Each line below must be set down exactly; omit any image you find.

Collected material –
* start *

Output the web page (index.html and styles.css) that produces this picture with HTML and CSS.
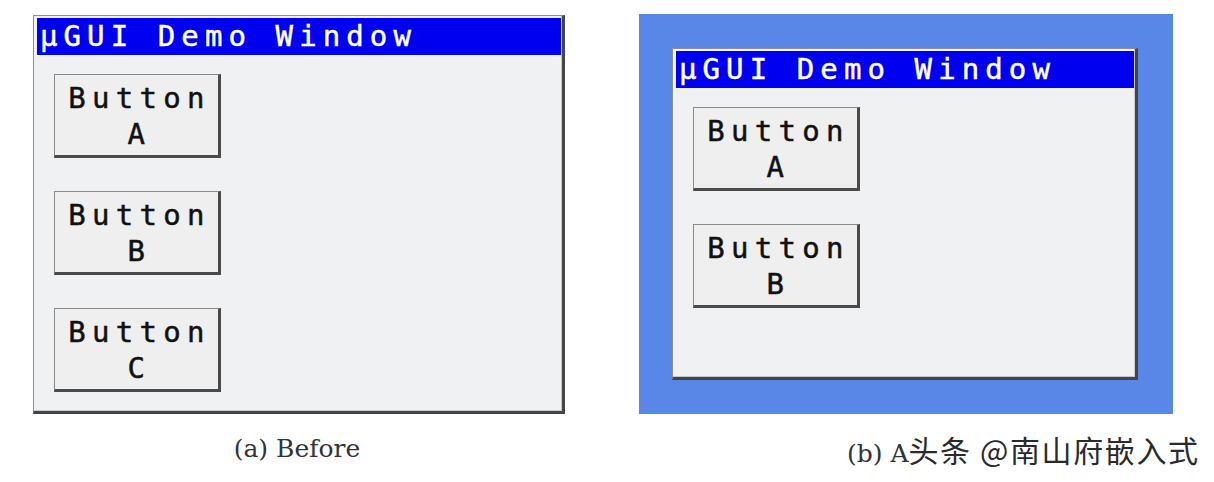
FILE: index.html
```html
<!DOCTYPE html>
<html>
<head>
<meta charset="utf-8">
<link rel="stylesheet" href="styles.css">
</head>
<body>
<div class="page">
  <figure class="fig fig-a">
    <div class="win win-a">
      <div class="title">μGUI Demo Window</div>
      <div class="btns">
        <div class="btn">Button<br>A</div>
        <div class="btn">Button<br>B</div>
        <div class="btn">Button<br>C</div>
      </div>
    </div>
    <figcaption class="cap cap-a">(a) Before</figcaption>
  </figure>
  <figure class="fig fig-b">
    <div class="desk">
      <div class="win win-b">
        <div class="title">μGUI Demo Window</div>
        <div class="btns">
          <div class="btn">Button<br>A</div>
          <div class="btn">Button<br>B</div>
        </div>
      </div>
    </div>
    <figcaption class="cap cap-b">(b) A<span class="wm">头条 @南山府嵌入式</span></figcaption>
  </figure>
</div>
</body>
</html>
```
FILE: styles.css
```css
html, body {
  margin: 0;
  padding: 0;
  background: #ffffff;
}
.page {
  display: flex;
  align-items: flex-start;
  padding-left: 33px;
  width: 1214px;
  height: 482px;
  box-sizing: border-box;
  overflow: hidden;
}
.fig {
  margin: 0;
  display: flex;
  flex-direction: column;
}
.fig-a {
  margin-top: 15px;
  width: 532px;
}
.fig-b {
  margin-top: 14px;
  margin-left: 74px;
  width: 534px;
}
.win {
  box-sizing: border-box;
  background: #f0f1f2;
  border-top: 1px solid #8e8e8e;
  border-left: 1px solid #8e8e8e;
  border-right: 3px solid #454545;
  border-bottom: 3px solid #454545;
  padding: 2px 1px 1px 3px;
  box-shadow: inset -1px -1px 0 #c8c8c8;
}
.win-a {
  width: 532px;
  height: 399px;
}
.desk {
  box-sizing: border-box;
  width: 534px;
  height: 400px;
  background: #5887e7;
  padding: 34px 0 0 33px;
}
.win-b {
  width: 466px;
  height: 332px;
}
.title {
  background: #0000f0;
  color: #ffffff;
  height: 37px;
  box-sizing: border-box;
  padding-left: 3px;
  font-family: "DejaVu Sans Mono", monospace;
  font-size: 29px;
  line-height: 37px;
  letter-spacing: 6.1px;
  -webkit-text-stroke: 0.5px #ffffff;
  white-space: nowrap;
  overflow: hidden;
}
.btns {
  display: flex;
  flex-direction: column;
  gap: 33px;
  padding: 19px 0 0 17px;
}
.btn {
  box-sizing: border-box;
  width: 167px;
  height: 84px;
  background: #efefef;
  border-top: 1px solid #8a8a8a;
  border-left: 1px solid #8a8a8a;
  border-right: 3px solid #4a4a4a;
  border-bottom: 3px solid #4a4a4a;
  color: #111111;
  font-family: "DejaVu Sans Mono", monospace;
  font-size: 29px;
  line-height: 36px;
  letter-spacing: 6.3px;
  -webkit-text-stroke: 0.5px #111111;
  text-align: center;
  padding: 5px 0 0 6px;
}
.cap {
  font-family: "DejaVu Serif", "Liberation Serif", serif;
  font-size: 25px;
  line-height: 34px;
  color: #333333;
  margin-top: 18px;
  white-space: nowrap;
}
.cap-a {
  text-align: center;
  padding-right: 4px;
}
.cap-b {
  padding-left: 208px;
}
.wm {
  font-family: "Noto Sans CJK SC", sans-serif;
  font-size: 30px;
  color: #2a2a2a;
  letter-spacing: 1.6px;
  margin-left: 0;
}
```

* end *

Task response –
Output the web page (index.html and styles.css) that produces this picture with HTML and CSS.
FILE: index.html
```html
<!DOCTYPE html>
<html>
<head>
<meta charset="utf-8">
<link rel="stylesheet" href="styles.css">
</head>
<body>
<div class="page">
  <figure class="fig fig-a">
    <div class="win win-a">
      <div class="title">μGUI Demo Window</div>
      <div class="btns">
        <div class="btn">Button<br>A</div>
        <div class="btn">Button<br>B</div>
        <div class="btn">Button<br>C</div>
      </div>
    </div>
    <figcaption class="cap cap-a">(a) Before</figcaption>
  </figure>
  <figure class="fig fig-b">
    <div class="desk">
      <div class="win win-b">
        <div class="title">μGUI Demo Window</div>
        <div class="btns">
          <div class="btn">Button<br>A</div>
          <div class="btn">Button<br>B</div>
        </div>
      </div>
    </div>
    <figcaption class="cap cap-b">(b) A<span class="wm">头条 @南山府嵌入式</span></figcaption>
  </figure>
</div>
</body>
</html>
```
FILE: styles.css
```css
html, body {
  margin: 0;
  padding: 0;
  background: #ffffff;
}
.page {
  display: flex;
  align-items: flex-start;
  padding-left: 33px;
  width: 1214px;
  height: 482px;
  box-sizing: border-box;
  overflow: hidden;
}
.fig {
  margin: 0;
  display: flex;
  flex-direction: column;
}
.fig-a {
  margin-top: 15px;
  width: 532px;
}
.fig-b {
  margin-top: 14px;
  margin-left: 74px;
  width: 534px;
}
.win {
  box-sizing: border-box;
  background: #f0f1f2;
  border-top: 1px solid #8e8e8e;
  border-left: 1px solid #8e8e8e;
  border-right: 3px solid #454545;
  border-bottom: 3px solid #454545;
  padding: 2px 1px 1px 3px;
  box-shadow: inset -1px -1px 0 #c8c8c8;
}
.win-a {
  width: 532px;
  height: 399px;
}
.desk {
  box-sizing: border-box;
  width: 534px;
  height: 400px;
  background: #5887e7;
  padding: 34px 0 0 33px;
}
.win-b {
  width: 466px;
  height: 332px;
}
.title {
  background: #0000f0;
  color: #ffffff;
  height: 37px;
  box-sizing: border-box;
  padding-left: 3px;
  font-family: "DejaVu Sans Mono", monospace;
  font-size: 29px;
  line-height: 37px;
  letter-spacing: 6.1px;
  -webkit-text-stroke: 0.5px #ffffff;
  white-space: nowrap;
  overflow: hidden;
}
.btns {
  display: flex;
  flex-direction: column;
  gap: 33px;
  padding: 19px 0 0 17px;
}
.btn {
  box-sizing: border-box;
  width: 167px;
  height: 84px;
  background: #efefef;
  border-top: 1px solid #8a8a8a;
  border-left: 1px solid #8a8a8a;
  border-right: 3px solid #4a4a4a;
  border-bottom: 3px solid #4a4a4a;
  color: #111111;
  font-family: "DejaVu Sans Mono", monospace;
  font-size: 29px;
  line-height: 36px;
  letter-spacing: 6.3px;
  -webkit-text-stroke: 0.5px #111111;
  text-align: center;
  padding: 5px 0 0 6px;
}
.cap {
  font-family: "DejaVu Serif", "Liberation Serif", serif;
  font-size: 25px;
  line-height: 34px;
  color: #333333;
  margin-top: 18px;
  white-space: nowrap;
}
.cap-a {
  text-align: center;
  padding-right: 4px;
}
.cap-b {
  padding-left: 208px;
}
.wm {
  font-family: "Noto Sans CJK SC", sans-serif;
  font-size: 30px;
  color: #2a2a2a;
  letter-spacing: 1.6px;
  margin-left: 0;
}
```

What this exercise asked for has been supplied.